El Paso County Attorney Jo Anne Bernal said in a statement Monday that the law particularly affects border communities such as El Paso County, which is more than 80 percent Latino and whose residents already face attacks upon their constitutional rights because of its proximity to Mexico.

Bernal said SB 4 violates the Texas Constitution because it interferes with the county’s ability to exercise discretion in protecting and providing services to its residents.

“It also interferes with the El Paso County Sheriff’s constitutional duty to decide policy in the area of law enforcement, including the operation of the county jail, removing all discretion to make and enforce rules,” Bernal said.

The county asks the court to declare SB 4 unconstitutional, an injunction against its enforcement, and costs and attorney fees.

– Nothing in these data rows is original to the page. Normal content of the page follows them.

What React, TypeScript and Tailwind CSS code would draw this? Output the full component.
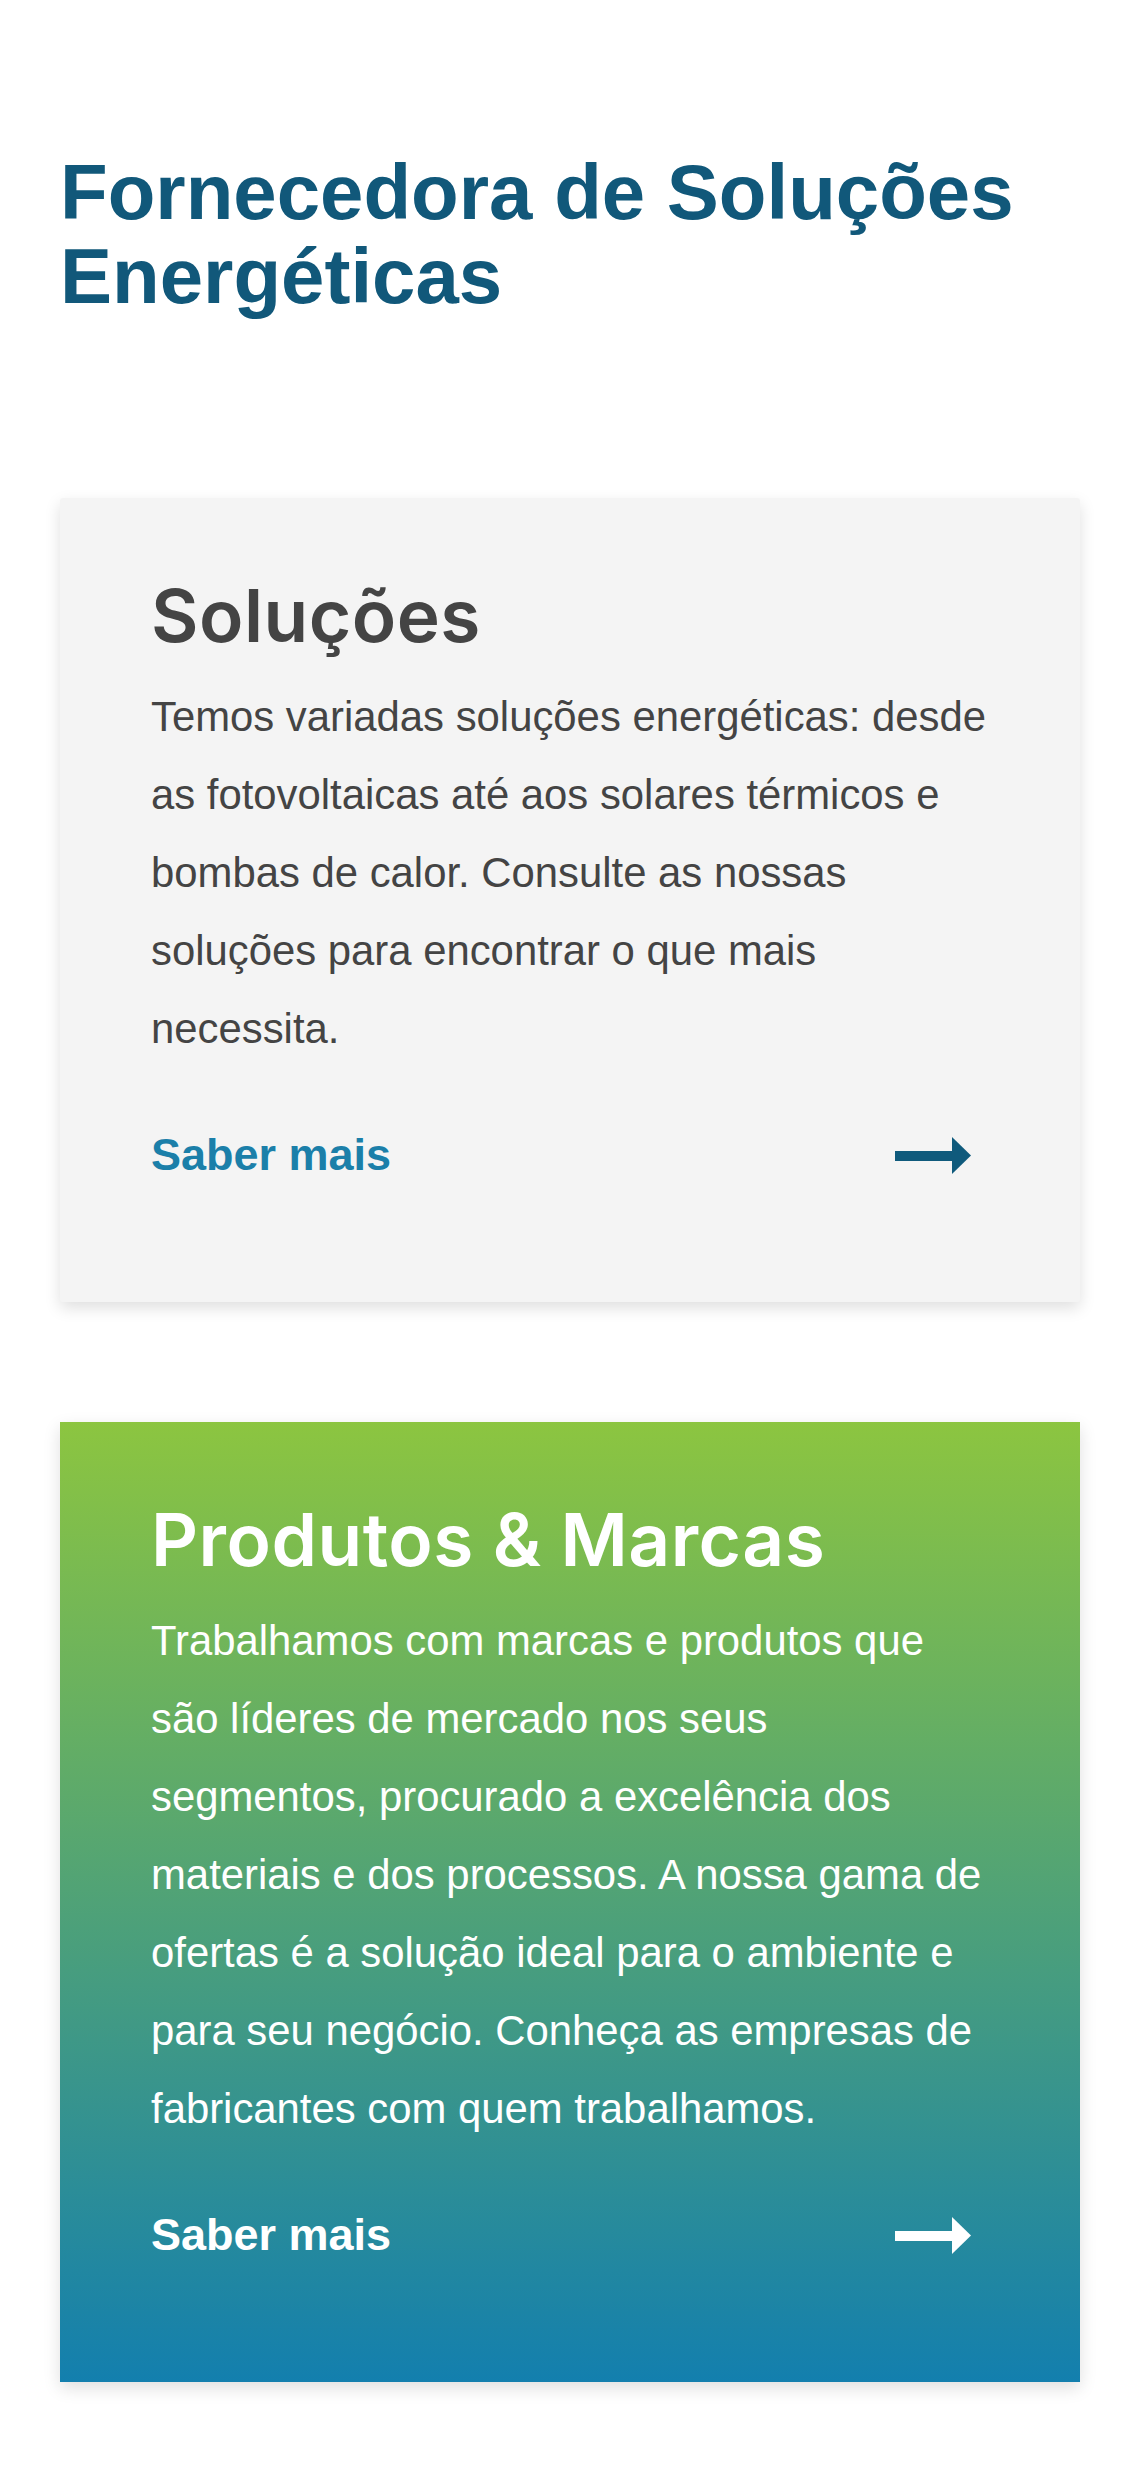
import React from "react";

function Arrow({ color }: { color: string }) {
  return (
    <svg width="76" height="37" viewBox="0 0 76 37" className="mr-[19px] shrink-0" aria-hidden="true">
      <rect x="0" y="14" width="58" height="10" fill={color} />
      <polygon points="57,0 76,18.5 57,37" fill={color} />
    </svg>
  );
}

type CardProps = {
  title: string;
  body: string;
  variant: "light" | "gradient";
};

function Card({ title, body, variant }: CardProps) {
  const light = variant === "light";
  return (
    <div
      className={
        light
          ? "rounded-[3px] bg-[#f4f4f4] pl-[91px] pr-[90px] pt-[78px] pb-[124px] shadow-[0_6px_16px_rgba(0,0,0,0.13)]"
          : "bg-[linear-gradient(180deg,#8cc540_0%,#137fae_100%)] pl-[91px] pr-[90px] pt-[78px] pb-[124px] shadow-[0_6px_16px_rgba(0,0,0,0.13)]"
      }
    >
      <h2
        className={
          light
            ? "font-['Inter','Noto_Sans',sans-serif] text-[73px] leading-[80px] font-semibold tracking-[0.5px] text-[#444444]"
            : "font-['Inter','Noto_Sans',sans-serif] text-[73px] leading-[80px] font-semibold tracking-[0.5px] text-white"
        }
      >
        {title}
      </h2>
      <p
        className={
          light
            ? "mt-[22px] font-['Liberation_Sans',Arial,sans-serif] text-[41.85px] leading-[78px] text-[#444444]"
            : "mt-[22px] font-['Liberation_Sans',Arial,sans-serif] text-[41.85px] leading-[78px] text-white"
        }
      >
        {body}
      </p>
      <div className="mt-[64px] flex items-center justify-between">
        <span
          className={
            light
              ? "font-['Liberation_Sans',Arial,sans-serif] text-[45px] leading-[46px] font-bold text-[#1b7fa9]"
              : "font-['Liberation_Sans',Arial,sans-serif] text-[45px] leading-[46px] font-bold text-white"
          }
        >
          Saber mais
        </span>
        <Arrow color={light ? "#0f5a7c" : "#ffffff"} />
      </div>
    </div>
  );
}

export default function App() {
  return (
    <div className="flex min-h-[2469px] flex-col bg-white px-[60px] pt-[150px] pb-[87px]">
      <h1 className="font-['Liberation_Sans',Arial,sans-serif] text-[78px] leading-[84px] font-bold text-[#11587a]">
        Fornecedora de Soluções Energéticas
      </h1>

      <div className="mt-[180px] flex flex-col gap-[120px]">
        <Card
          variant="light"
          title="Soluções"
          body="Temos variadas soluções energéticas: desde as fotovoltaicas até aos solares térmicos e bombas de calor. Consulte as nossas soluções para encontrar o que mais necessita."
        />
        <Card
          variant="gradient"
          title="Produtos & Marcas"
          body="Trabalhamos com marcas e produtos que são líderes de mercado nos seus segmentos, procurado a excelência dos materiais e dos processos. A nossa gama de ofertas é a solução ideal para o ambiente e para seu negócio. Conheça as empresas de fabricantes com quem trabalhamos."
        />
      </div>
    </div>
  );
}
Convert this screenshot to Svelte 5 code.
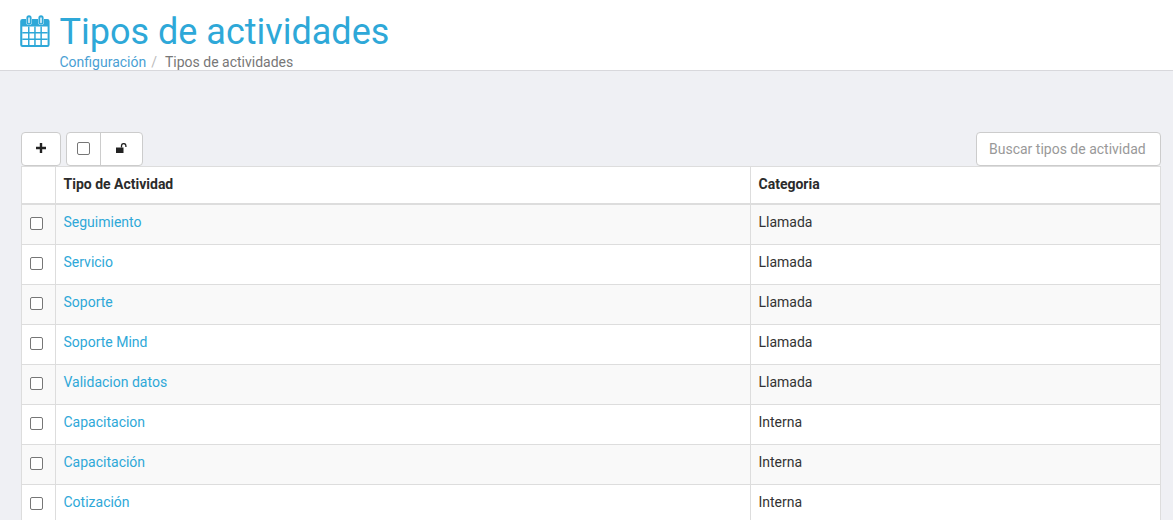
<script>
	const rows = [
		{ name: "Seguimiento", category: "Llamada" },
		{ name: "Servicio", category: "Llamada" },
		{ name: "Soporte", category: "Llamada" },
		{ name: "Soporte Mind", category: "Llamada" },
		{ name: "Validacion datos", category: "Llamada" },
		{ name: "Capacitacion", category: "Interna" },
		{ name: "Capacitación", category: "Interna" },
		{ name: "Cotización", category: "Interna" },
	];
</script>

<div class="page">
	<header class="pageHeader">
		<svg class="calendar" viewBox="0 0 30 32" width="30" height="32" aria-hidden="true">
			<path
				fill="#2ea8d8"
				fill-rule="evenodd"
				d="M2.500 4h3.500v3a3 3 0 0 0 6 0V4h6v3a3 3 0 0 0 6 0V4h3.300a2.300 2.300 0 0 1 2.300 2.300v23.400a2.300 2.300 0 0 1-2.300 2.300H2.500a2.300 2.300 0 0 1-2.300-2.300V6.300A2.300 2.300 0 0 1 2.500 4zM2.300 11.500V30h25.300V11.500z"
			/>
			<path
				fill="#2ea8d8"
				fill-rule="evenodd"
				d="M9 .2a2.600 2.600 0 0 1 2.600 2.600v4.300a2.600 2.600 0 0 1-5.200 0V2.800A2.600 2.600 0 0 1 9 .2zM8.300 2.500v5a.7.7 0 0 0 1.400 0v-5zM21 .2a2.600 2.600 0 0 1 2.600 2.600v4.300a2.600 2.600 0 0 1-5.200 0V2.800A2.600 2.600 0 0 1 21 .2zM20.300 2.500v5a.7.7 0 0 0 1.400 0v-5z"
			/>
			<path
				fill="#2ea8d8"
				d="M8 11.500h1.500V30H8zM14.200 11.500h1.500V30h-1.500zM20.400 11.500h1.500V30h-1.500zM2.300 17h25.300v1.500H2.300zM2.300 23.500h25.300v1.500H2.300z"
			/>
		</svg>
		<div class="titles">
			<h1>Tipos de actividades</h1>
			<nav class="breadcrumb">
				<a href="#config">Configuración</a>
				<span class="sep">/</span>
				<span class="current">Tipos de actividades</span>
			</nav>
		</div>
	</header>

	<main class="content">
		<div class="toolbar">
			<div class="btnGroup">
				<button class="btn addBtn" aria-label="Agregar">
					<svg viewBox="0 0 10 10" width="10" height="10" aria-hidden="true">
						<path fill="#222" d="M3.800 0h2.400v3.800H10v2.400H6.200V10H3.800V6.200H0V3.800h3.800z" />
					</svg>
				</button>
			</div>
			<div class="btnGroup">
				<button class="btn checkBtn" aria-label="Seleccionar"><span class="box"></span></button>
				<button class="btn lockBtn" aria-label="Desbloquear">
					<svg viewBox="0 0 12 10" width="12" height="10" aria-hidden="true">
						<path fill="#222" d="M0 4.500h7.500V10H0z" />
						<path fill="none" stroke="#222" stroke-width="1.300" d="M5.500 4.500V2.800a2.200 2.200 0 0 1 4.400 0v1.200" />
					</svg>
				</button>
			</div>
			<input class="search" type="text" placeholder="Buscar tipos de actividad" />
		</div>

		<table>
			<thead>
				<tr>
					<th class="checkCol"></th>
					<th class="nameCol">Tipo de Actividad</th>
					<th>Categoria</th>
				</tr>
			</thead>
			<tbody>
				{#each rows as row}
					<tr>
						<td class="checkCol"><span class="box"></span></td>
						<td><a href="#row">{row.name}</a></td>
						<td>{row.category}</td>
					</tr>
				{/each}
			</tbody>
		</table>
	</main>
</div>

<style>
	:global(body) {
		margin: 0;
		background: #eff0f4;
		font-family: Roboto, "Liberation Sans", sans-serif;
		font-size: 14px;
		color: #333;
	}

	.page {
		height: 520px;
		overflow: hidden;
	}

	.pageHeader {
		display: flex;
		align-items: flex-start;
		gap: 9.5px;
		height: 70px;
		padding: 0 0 0 20px;
		background: #fff;
		border-bottom: 1px solid #d8d8dc;
	}

	.calendar {
		margin-top: 15px;
	}

	h1 {
		margin: 0;
		padding-top: 11px;
		font-size: 36px;
		font-weight: 400;
		line-height: 42px;
		color: #2ea8d8;
	}

	.breadcrumb {
		display: flex;
		line-height: 18px;
		color: #777;
	}

	.breadcrumb a {
		color: #4a9fd4;
		text-decoration: none;
	}

	.sep {
		margin: 0 8px 0 5px;
		color: #bbb;
	}

	.content {
		padding: 61px 12px 0 21px;
	}

	.toolbar {
		display: flex;
		gap: 5px;
		height: 34px;
	}

	.btnGroup {
		display: flex;
		height: 34px;
		border: 1px solid #ccc;
		border-radius: 4px;
		background: #fff;
		box-sizing: border-box;
	}

	.btn {
		display: flex;
		align-items: center;
		justify-content: center;
		padding: 0 0 2px;
		border: none;
		background: none;
		cursor: pointer;
	}

	.addBtn {
		width: 38px;
	}

	.checkBtn {
		width: 34px;
		border-right: 1px solid #ccc;
	}

	.lockBtn {
		width: 41px;
	}

	.box {
		display: block;
		width: 11px;
		height: 11px;
		border: 1px solid #767676;
		border-radius: 2px;
		background: #fff;
	}

	.search {
		margin-left: auto;
		width: 185px;
		height: 34px;
		box-sizing: border-box;
		padding: 0 12px;
		border: 1px solid #ccc;
		border-radius: 4px;
		background: #fff;
		font: inherit;
	}

	.search::placeholder {
		color: #999;
		opacity: 1;
	}

	table {
		width: 1140px;
		table-layout: fixed;
		border-collapse: collapse;
		background: #fff;
	}

	th,
	td {
		box-sizing: border-box;
		padding: 0 7.5px 5px;
		border: 1px solid #ddd;
		text-align: left;
		line-height: 20px;
		color: #333;
	}

	th {
		height: 37px;
		padding-bottom: 1px;
		border-bottom: 2px solid #ddd;
		font-weight: 700;
		color: #2b2b2b;
	}

	td {
		height: 40px;
	}

	tbody tr:first-child td {
		height: 41px;
		padding-top: 1px;
	}

	tbody tr:nth-child(odd) {
		background: #f9f9f9;
	}

	.checkCol {
		width: 34px;
		padding: 0 0 2px 8px;
	}

	.nameCol {
		width: 695px;
	}

	td a {
		color: #2ea8d8;
		text-decoration: none;
	}
</style>
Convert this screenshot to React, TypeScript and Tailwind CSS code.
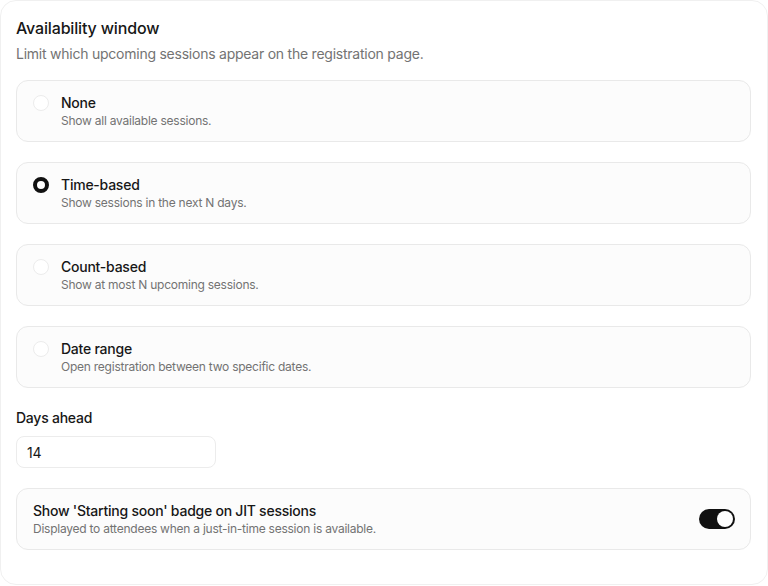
import React, { useState } from 'react';

type Mode = 'none' | 'time' | 'count' | 'range';

const options: { id: Mode; label: string; hint: string }[] = [
  { id: 'none', label: 'None', hint: 'Show all available sessions.' },
  { id: 'time', label: 'Time-based', hint: 'Show sessions in the next N days.' },
  { id: 'count', label: 'Count-based', hint: 'Show at most N upcoming sessions.' },
  { id: 'range', label: 'Date range', hint: 'Open registration between two specific dates.' },
];

const App: React.FC = () => {
  const [mode, setMode] = useState<Mode>('time');
  const [days, setDays] = useState('14');
  const [badge, setBadge] = useState(true);

  return (
    <div className="w-[768px] h-[586px] bg-white text-[#171717] tracking-[-0.015em]" style={{ fontFamily: 'Inter, "Noto Sans", sans-serif' }}>
      <div className="h-[585px] rounded-2xl border border-[#f0f0f0] pl-[15px] pr-4 pt-[15px]">
        <h2 className="text-base leading-6 font-medium tracking-[-0.01em]">Availability window</h2>
        <p className="mt-1 text-sm leading-5 text-[#737373]">
          Limit which upcoming sessions appear on the registration page.
        </p>

        <div className="mt-4 flex flex-col gap-5">
          {options.map((opt) => {
            const active = mode === opt.id;
            return (
              <label
                key={opt.id}
                onClick={() => setMode(opt.id)}
                className="flex items-start gap-3 rounded-xl border border-[#e9e9e9] bg-[#fcfcfc] pl-4 pr-4 py-3 cursor-pointer"
              >
                <span
                  className={`mt-0.5 w-4 h-4 shrink-0 rounded-full bg-white ${
                    active ? 'border-[4px] border-[#111111]' : 'border border-[#ececec]'
                  }`}
                />
                <span className="flex flex-col">
                  <span className="text-sm leading-5 font-medium">{opt.label}</span>
                  <span className="text-xs leading-4 text-[#737373]">{opt.hint}</span>
                </span>
              </label>
            );
          })}
        </div>

        <div className="mt-5">
          <div className="text-sm leading-5 font-medium">Days ahead</div>
          <input
            type="text"
            value={days}
            onChange={(e) => setDays(e.target.value)}
            className="mt-2 w-[200px] h-8 rounded-lg border border-[#ececec] bg-white px-[10px] text-sm text-[#171717] focus:outline-none"
          />
        </div>

        <div className="mt-5 flex items-center justify-between rounded-xl border border-[#e9e9e9] bg-[#fcfcfc] pl-4 pr-[15px] py-3">
          <div className="flex flex-col">
            <span className="text-sm leading-5 font-medium">Show 'Starting soon' badge on JIT sessions</span>
            <span className="text-xs leading-4 text-[#737373]">
              Displayed to attendees when a just-in-time session is available.
            </span>
          </div>
          <button
            onClick={() => setBadge(!badge)}
            className={`w-9 h-5 rounded-full p-0.5 flex items-center ${
              badge ? 'bg-[#111111] justify-end' : 'bg-[#e5e5e5] justify-start'
            }`}
          >
            <span className="w-4 h-4 rounded-full bg-white" />
          </button>
        </div>
      </div>
    </div>
  );
};

export default App;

A 2006 lawsuit alleged that officials in El Paso County were conducting checkpoints to trap and arrest undocumented immigrants. The county settled by agreeing to bar sheriff’s deputies from enforcing immigration law, a policy which the county says may violate SB 4’s mandates.

El Paso County is the second jurisdiction to sue the state over SB 4 since Abbott signed the bill into law this month.

El Cenizo, pop. 3,300, a border town in Webb County south of Laredo, and Maverick County, just north of Laredo, sued the same defendants two weeks ago, on virtually identical claims.

In anticipation of such lawsuits, Texas filed a preemptive lawsuit the day after Abbott signed the bill into law, asking a federal judge to declare SB 4 constitutional.

Texas’s lawsuit was specifically aimed at Travis County, home of the state capital, and its Sheriff Sally Hernandez, who was one of many law enforcement officers who opposed SB 4, saying it would make her job more difficult. Texas also sued the City of Austin, its mayor, City Council, city manager, and the Mexican American Legal Defense and Education Fund.

Abbott has already withheld $1.5 million in state grants for Travis County to punish the sheriff for her stand on immigration detainers.

On Thursday, the Austin City Council voted 10 to 1 to also challenge SB 4 in court.

In an op-ed in The New York Times last week, Austin City Councilman Gregorio Cesar said that the City Council’s vote to challenge the state in court affirms that the police department’s mission is to enforce criminal laws, not immigration enforcement.

“This provision resembles those in laws passed in Arizona and Alabama in recent years, both of which inspired national scorn and were partially struck down when challenged in court,” Cesar wrote in the Times.

Cesar was arrested by Texas State Troopers this month when he refused to leave Abbot’s office during a protest against SB 4.

“The racism and fear that play such outsize roles in support for this type of legislation, and in contemporary politics more broadly, must be confronted head-on,” Cesar wrote.